Better Indices for Specific Applications
For the saturation problem at high LAI, NDRE (Normalized Difference Red Edge Index) performs considerably better. NDRE uses Sentinel-2 Band 5 (red-edge, 705 nm) instead of the red band: (NIR − Red-Edge) / (NIR + Red-Edge). Red-edge reflectance is less affected by chlorophyll saturation and continues to respond to biomass variation at higher LAI values. The tradeoff is that Band 5 is at 20m resolution, versus 10m for the red band used in NDVI. For fields smaller than ~5 hectares, that resolution difference matters. For 160-acre quarter sections in the Midwest, it generally doesn't.
EVI (Enhanced Vegetation Index) adds a soil adjustment factor and a blue-band correction term, reducing soil background effects and atmospheric interference. It's more computationally demanding to derive and requires Band 2 (blue) data, but it's the preferred index for early-season monitoring before canopy closure in many research applications. We use a blend: NDVI for spatial pattern mapping during early canopy development, with a switch to NDRE for peak-season biomass indexing once LAI exceeds a threshold we estimate from the NDVI trajectory itself.
A Practical Example: Story County, Iowa — 2023
In our 2023 season dataset, a group of fields in central Story County had peak NDVI values that were nearly identical across a cluster of fields — all showing 0.81–0.84 on the late-July imagery pass. The NDVI signals told us these fields were all healthy, fully canopied, and in similar condition. The final combine averages ranged from 171 to 208 bu/ac across those same fields.

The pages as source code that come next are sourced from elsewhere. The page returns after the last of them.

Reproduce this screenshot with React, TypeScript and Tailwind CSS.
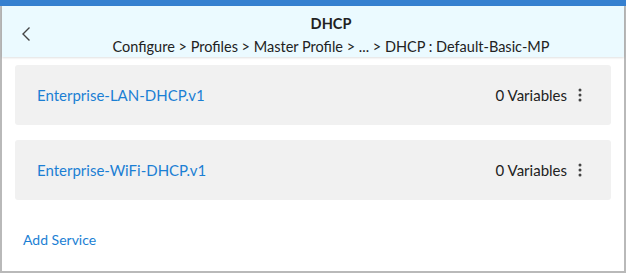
import React from 'react';

const services = [
  { name: 'Enterprise-LAN-DHCP.v1', variables: 0 },
  { name: 'Enterprise-WiFi-DHCP.v1', variables: 0 },
];

const KebabIcon = () => (
  <svg width="4" height="14" viewBox="0 0 4 14" className="fill-[#444]">
    <circle cx="2" cy="2" r="1.5" />
    <circle cx="2" cy="7" r="1.5" />
    <circle cx="2" cy="12" r="1.5" />
  </svg>
);

export default function App() {
  return (
    <div className="w-[626px] h-[273px] flex flex-col bg-white font-['Lato',sans-serif] overflow-hidden">
      <div className="h-[6px] bg-[#3580d0] shrink-0" />
      <div className="flex-1 flex flex-col border-x-2 border-b-2 border-[#b9b9b9]">
        <div className="h-[51px] shrink-0 bg-[#ebfaff] flex items-center relative shadow-[0_1px_2px_rgba(0,0,0,0.12)]">
          <button className="absolute left-[15px] top-[16px] p-1 text-[#444]">
            <svg width="10" height="16" viewBox="0 0 10 16" fill="none" stroke="currentColor" strokeWidth="1.4">
              <path d="M8.5 1.5 L2 8 L8.5 14.5" />
            </svg>
          </button>
          <div className="flex-1 flex flex-col items-center pt-[7px] pl-[36px]">
            <div className="text-[14.5px] font-bold text-[#222] leading-[20px]">DHCP</div>
            <div className="text-[14.5px] text-[#222] leading-[20px] mt-[3px]">
              Configure &gt; Profiles &gt; Master Profile &gt; ... &gt; DHCP : Default-Basic-MP
            </div>
          </div>
        </div>
        <div className="px-[13px] pt-[8px] flex flex-col gap-[15px]">
          {services.map((s) => (
            <div
              key={s.name}
              className="h-[60px] rounded-[3px] bg-[#f1f1f1] flex items-center justify-between pl-[22px] pr-[29px]"
            >
              <a className="text-[15px] text-[#1b7fd4] cursor-pointer">{s.name}</a>
              <div className="flex items-center gap-[11px] text-[15px] text-[#222]">
                <span>{s.variables} Variables</span>
                <KebabIcon />
              </div>
            </div>
          ))}
        </div>
        <div className="pl-[21px] pt-[27px]">
          <a className="text-[14px] text-[#1b7fd4] cursor-pointer">Add Service</a>
        </div>
      </div>
    </div>
  );
}
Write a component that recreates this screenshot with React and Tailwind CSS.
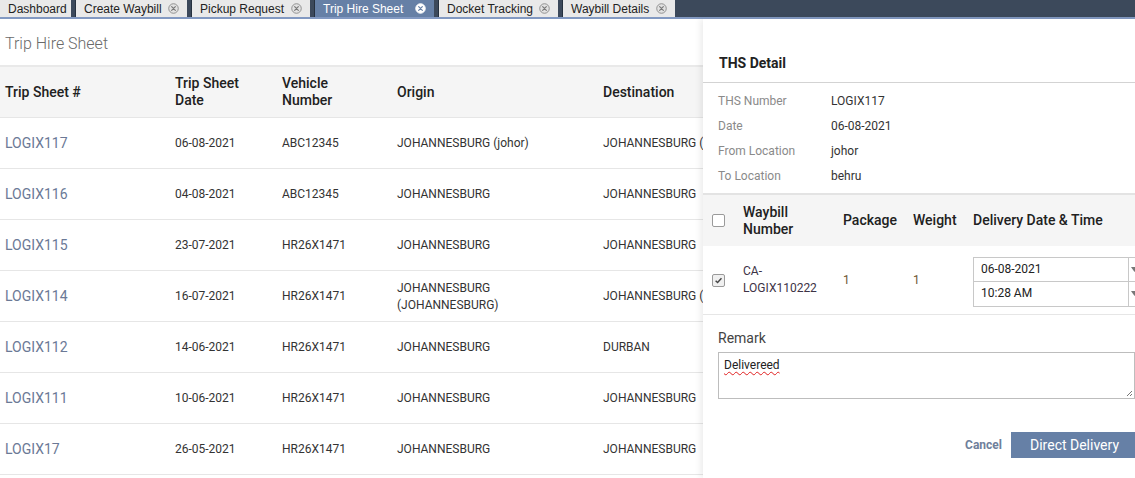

The 37 bu/ac spread wasn't visible in NDVI. It showed up in the NDRE-derived biomass index, in the GDD-weighted canopy closure timing (earlier closures correlated with higher final yields), and in the sub-field soil texture maps — the high-yield fields had predominantly silt loam profiles; the lower-yield fields had more clay-heavy spots. NDVI was telling us all those fields were green and dense. It wasn't wrong — they were. But it wasn't telling us what mattered for yield prediction.
We're not saying NDVI is a bad signal. We're saying it's a mid-season health screener, not a yield forecasting engine on its own. The growers who get the most out of satellite data are the ones who understand what each signal is measuring and what its limits are — not the ones who treat a single index value as an authoritative field score.
How We Use Satellite Indices Inside the Model
In our yield forecast pipeline, NDVI and NDRE are inputs to the crop growth model, not outputs. The satellite indices are processed alongside GDD accumulation, soil moisture estimates derived from weather station data and soil texture, and reported precipitation. The model uses the canopy closure timing derived from the NDVI time series to initialize the LAI trajectory, then tracks that trajectory against GDD-expected phenological stages.
The specific phenological anchors for corn that we track in the model: V6 emergence confirmation (NDVI rising steeply), estimated canopy closure (NDVI plateau), VT/R1 (NDVI at or near peak, NDRE still sensitive), R3 (NDRE beginning to differentiate yield-potential gradients), and early senescence onset at R5–R6. The lag between satellite overpass and processed product availability means some phenological events are inferred retroactively rather than detected in real time — the 5-day revisit is theoretical, and cloud cover reduces practical clear-sky frequency in the Midwest to roughly 8–12 passes per growing season in a typical year.
That's why the model doesn't run on satellite data alone. Weather-derived inputs fill the gaps between clear-sky passes, and soil-based parameters anchor the baseline in a way that satellite reflectance alone can't provide. The satellite tells you what happened to the canopy. The weather data tells you why. The soil tells you what the field's capacity is in the first place.